> YOUR GOAL: Starting at the line containing "Generate a web", copy each line exactly, ending with the line containing "896v128q0 53-32.500 90.500t-84.500". Leave out everything else.

> SOURCE MATERIAL:

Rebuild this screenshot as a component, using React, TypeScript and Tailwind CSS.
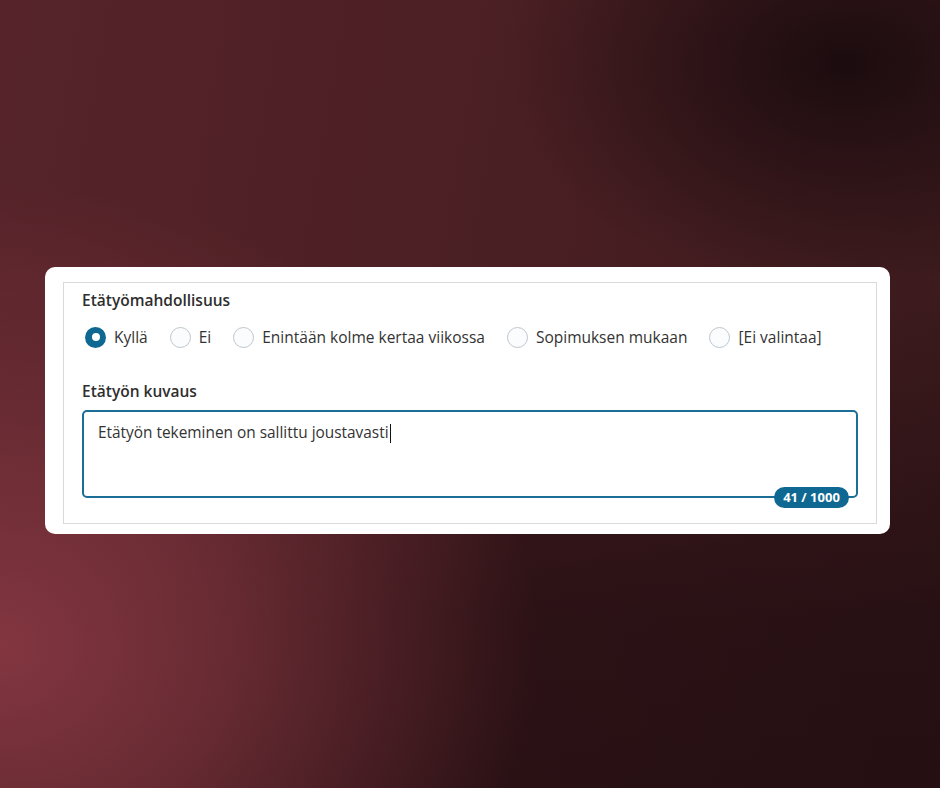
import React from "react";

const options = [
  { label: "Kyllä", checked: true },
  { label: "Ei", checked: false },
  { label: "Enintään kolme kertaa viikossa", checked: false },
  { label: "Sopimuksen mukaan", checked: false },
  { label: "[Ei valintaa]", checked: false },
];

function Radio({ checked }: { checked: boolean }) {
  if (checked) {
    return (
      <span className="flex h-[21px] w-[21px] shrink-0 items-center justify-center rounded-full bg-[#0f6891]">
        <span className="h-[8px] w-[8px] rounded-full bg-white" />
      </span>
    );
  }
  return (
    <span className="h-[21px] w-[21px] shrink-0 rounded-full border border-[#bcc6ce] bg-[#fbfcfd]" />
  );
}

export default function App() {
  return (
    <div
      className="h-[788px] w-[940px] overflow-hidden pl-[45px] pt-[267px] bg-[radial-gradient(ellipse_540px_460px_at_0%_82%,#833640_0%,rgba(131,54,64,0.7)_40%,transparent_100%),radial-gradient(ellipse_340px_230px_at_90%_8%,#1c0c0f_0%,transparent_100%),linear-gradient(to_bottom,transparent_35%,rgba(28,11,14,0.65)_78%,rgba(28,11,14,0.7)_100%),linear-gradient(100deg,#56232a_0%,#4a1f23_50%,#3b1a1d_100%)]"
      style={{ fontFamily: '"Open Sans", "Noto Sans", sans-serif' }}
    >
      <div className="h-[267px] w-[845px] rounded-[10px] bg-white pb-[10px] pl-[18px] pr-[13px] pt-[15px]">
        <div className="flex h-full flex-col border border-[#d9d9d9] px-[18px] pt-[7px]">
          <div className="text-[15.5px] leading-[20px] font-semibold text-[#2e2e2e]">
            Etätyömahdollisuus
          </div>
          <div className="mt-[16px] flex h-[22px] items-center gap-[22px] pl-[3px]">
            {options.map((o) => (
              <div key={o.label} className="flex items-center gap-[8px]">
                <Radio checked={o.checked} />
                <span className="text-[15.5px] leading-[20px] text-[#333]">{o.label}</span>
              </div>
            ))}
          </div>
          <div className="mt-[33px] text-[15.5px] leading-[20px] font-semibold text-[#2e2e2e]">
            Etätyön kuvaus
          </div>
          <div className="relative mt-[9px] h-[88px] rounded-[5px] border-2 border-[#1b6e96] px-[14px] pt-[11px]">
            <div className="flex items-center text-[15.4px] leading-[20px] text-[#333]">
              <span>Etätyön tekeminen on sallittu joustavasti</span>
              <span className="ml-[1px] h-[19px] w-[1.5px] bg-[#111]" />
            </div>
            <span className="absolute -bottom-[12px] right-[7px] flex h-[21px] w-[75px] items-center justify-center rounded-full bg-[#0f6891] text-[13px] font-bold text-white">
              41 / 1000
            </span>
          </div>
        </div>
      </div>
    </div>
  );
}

---

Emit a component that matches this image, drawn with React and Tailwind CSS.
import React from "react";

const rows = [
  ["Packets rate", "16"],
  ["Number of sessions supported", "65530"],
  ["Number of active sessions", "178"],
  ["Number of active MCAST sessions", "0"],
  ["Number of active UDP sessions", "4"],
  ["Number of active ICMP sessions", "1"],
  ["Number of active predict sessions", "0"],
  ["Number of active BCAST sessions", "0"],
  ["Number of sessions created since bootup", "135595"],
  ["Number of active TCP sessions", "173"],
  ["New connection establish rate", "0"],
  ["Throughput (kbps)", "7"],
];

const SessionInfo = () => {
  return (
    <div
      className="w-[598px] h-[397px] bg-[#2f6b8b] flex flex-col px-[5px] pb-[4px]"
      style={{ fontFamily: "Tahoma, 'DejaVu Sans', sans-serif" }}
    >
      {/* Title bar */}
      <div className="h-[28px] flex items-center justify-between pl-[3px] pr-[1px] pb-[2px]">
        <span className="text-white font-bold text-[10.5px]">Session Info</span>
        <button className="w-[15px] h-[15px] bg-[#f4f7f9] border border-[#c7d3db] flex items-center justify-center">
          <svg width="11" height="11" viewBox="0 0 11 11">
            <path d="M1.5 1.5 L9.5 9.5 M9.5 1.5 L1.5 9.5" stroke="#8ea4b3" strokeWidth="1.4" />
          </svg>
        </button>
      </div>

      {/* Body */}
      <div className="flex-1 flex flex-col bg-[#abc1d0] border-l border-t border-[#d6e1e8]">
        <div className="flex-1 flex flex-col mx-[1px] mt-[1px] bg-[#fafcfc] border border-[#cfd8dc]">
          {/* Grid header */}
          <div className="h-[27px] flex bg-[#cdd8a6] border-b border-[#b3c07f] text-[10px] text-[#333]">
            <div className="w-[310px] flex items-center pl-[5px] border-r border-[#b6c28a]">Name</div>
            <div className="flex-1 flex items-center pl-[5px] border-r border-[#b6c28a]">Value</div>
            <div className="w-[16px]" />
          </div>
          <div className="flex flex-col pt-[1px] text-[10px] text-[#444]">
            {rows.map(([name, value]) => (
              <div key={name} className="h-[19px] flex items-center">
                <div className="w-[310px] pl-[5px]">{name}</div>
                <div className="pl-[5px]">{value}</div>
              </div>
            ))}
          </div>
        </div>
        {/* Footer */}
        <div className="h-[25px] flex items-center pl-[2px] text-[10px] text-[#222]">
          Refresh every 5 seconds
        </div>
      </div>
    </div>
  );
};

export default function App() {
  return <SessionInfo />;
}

...

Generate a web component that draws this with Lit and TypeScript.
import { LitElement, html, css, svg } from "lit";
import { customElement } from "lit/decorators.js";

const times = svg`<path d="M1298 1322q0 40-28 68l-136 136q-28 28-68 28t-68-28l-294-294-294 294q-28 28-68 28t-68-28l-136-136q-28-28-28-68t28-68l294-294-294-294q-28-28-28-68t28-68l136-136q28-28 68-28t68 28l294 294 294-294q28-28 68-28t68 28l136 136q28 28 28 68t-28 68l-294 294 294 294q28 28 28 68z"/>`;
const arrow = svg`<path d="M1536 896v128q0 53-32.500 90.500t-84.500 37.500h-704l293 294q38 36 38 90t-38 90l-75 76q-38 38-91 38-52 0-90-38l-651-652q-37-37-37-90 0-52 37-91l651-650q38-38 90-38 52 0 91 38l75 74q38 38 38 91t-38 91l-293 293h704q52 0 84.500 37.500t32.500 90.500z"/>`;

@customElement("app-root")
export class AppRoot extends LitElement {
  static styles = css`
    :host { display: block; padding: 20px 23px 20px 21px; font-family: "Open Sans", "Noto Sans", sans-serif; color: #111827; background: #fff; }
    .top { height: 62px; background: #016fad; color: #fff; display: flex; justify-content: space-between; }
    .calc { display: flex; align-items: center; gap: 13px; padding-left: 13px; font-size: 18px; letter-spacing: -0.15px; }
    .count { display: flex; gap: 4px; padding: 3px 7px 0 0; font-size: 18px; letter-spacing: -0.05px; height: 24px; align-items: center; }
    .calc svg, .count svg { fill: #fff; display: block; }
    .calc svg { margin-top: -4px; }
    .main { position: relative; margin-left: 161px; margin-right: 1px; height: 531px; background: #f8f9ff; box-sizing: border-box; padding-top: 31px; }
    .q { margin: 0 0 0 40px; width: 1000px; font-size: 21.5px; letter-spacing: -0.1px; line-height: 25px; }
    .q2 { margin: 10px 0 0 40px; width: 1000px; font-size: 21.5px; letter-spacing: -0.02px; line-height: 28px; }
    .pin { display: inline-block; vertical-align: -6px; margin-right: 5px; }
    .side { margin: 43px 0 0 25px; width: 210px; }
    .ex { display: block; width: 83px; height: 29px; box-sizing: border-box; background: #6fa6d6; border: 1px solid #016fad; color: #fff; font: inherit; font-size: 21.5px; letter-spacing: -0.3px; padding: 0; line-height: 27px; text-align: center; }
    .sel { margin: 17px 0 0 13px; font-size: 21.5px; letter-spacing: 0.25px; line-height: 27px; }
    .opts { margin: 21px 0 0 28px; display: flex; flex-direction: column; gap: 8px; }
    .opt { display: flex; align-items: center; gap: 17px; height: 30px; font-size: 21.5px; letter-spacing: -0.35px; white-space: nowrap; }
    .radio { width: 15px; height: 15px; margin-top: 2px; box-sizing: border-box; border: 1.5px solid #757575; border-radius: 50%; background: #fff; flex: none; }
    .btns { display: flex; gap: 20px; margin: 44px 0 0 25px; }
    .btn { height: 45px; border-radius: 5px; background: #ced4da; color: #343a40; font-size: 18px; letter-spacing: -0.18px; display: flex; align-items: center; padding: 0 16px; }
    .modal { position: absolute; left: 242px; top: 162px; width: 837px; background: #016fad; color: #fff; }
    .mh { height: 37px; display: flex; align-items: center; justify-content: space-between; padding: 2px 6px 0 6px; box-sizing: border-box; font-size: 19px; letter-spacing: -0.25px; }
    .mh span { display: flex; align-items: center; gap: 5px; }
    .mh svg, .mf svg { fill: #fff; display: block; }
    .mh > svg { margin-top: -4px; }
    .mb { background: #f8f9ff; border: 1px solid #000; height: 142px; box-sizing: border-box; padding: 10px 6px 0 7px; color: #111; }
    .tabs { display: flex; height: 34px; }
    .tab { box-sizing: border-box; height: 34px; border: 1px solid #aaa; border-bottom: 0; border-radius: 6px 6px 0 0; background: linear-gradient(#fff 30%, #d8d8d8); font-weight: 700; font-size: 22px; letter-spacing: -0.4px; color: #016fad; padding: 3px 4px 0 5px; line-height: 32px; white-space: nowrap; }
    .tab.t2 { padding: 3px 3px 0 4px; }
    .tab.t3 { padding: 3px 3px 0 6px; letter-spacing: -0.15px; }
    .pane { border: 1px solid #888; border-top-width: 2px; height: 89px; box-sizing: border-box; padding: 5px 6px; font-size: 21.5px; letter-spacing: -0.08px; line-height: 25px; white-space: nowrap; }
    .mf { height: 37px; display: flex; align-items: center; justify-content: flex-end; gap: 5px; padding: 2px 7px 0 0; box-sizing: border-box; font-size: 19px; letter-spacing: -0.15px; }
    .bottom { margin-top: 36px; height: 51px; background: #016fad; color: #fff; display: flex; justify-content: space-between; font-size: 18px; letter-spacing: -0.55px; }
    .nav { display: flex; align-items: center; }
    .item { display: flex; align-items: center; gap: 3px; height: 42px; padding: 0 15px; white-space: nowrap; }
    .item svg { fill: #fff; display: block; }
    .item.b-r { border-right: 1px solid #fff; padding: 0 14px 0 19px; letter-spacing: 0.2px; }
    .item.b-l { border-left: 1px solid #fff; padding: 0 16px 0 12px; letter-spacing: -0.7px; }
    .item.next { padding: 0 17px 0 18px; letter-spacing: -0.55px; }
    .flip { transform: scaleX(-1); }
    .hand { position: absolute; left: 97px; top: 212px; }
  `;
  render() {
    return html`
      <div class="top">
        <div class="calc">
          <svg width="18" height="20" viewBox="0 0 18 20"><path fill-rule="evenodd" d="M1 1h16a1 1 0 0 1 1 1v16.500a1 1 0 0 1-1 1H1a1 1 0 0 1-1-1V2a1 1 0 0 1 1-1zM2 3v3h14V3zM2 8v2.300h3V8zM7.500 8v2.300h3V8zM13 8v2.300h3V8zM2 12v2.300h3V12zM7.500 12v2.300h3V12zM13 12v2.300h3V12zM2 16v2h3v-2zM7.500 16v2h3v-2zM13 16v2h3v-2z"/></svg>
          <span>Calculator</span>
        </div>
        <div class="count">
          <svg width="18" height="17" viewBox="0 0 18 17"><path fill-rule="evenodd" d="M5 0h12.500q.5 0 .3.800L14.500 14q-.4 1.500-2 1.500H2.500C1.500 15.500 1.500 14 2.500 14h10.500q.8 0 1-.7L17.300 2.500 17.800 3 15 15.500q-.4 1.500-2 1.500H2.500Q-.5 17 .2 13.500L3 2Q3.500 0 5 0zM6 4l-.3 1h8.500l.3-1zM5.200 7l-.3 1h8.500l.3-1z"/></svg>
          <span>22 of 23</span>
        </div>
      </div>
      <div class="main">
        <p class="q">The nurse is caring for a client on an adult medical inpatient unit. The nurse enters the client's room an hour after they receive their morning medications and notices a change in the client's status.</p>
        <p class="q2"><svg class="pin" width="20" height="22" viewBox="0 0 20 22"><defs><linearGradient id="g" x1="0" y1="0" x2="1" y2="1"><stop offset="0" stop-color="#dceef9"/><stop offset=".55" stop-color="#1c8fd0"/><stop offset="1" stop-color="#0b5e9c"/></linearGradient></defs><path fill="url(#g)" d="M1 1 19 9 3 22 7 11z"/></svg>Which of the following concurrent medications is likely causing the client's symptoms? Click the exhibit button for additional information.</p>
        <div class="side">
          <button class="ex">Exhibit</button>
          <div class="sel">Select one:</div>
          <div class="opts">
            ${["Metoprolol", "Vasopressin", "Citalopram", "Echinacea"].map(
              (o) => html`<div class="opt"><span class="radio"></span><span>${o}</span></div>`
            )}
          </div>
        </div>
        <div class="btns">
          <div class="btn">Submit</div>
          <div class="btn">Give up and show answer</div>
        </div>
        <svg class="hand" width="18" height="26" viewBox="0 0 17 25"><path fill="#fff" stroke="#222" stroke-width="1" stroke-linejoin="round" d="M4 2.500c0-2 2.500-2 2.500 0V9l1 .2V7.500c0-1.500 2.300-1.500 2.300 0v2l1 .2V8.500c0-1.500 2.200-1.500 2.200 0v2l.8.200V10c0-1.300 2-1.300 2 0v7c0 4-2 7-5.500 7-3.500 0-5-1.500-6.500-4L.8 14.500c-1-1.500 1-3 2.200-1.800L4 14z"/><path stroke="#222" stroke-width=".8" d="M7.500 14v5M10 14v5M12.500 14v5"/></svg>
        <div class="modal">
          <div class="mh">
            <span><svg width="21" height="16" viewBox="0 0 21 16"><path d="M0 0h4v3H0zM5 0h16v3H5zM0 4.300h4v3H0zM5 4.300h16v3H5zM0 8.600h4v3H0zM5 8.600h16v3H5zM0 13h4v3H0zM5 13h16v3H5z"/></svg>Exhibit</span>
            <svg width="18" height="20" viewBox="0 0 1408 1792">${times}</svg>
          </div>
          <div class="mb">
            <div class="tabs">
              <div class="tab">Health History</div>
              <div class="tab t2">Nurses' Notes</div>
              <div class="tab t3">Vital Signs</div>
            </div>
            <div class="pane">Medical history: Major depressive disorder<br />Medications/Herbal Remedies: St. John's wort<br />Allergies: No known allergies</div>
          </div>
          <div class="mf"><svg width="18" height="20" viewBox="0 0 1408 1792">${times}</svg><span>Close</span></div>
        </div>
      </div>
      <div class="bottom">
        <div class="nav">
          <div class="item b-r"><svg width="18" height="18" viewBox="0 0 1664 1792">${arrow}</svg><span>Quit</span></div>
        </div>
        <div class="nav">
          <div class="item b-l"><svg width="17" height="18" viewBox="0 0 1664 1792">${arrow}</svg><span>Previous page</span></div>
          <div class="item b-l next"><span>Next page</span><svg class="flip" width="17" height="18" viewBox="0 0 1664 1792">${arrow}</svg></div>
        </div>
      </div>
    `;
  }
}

> ANSWER IN FULL:
Generate a web component that draws this with Lit and TypeScript.
import { LitElement, html, css, svg } from "lit";
import { customElement } from "lit/decorators.js";

const times = svg`<path d="M1298 1322q0 40-28 68l-136 136q-28 28-68 28t-68-28l-294-294-294 294q-28 28-68 28t-68-28l-136-136q-28-28-28-68t28-68l294-294-294-294q-28-28-28-68t28-68l136-136q28-28 68-28t68 28l294 294 294-294q28-28 68-28t68 28l136 136q28 28 28 68t-28 68l-294 294 294 294q28 28 28 68z"/>`;
const arrow = svg`<path d="M1536 896v128q0 53-32.500 90.500t-84.500 37.500h-704l293 294q38 36 38 90t-38 90l-75 76q-38 38-91 38-52 0-90-38l-651-652q-37-37-37-90 0-52 37-91l651-650q38-38 90-38 52 0 91 38l75 74q38 38 38 91t-38 91l-293 293h704q52 0 84.500 37.500t32.500 90.500z"/>`;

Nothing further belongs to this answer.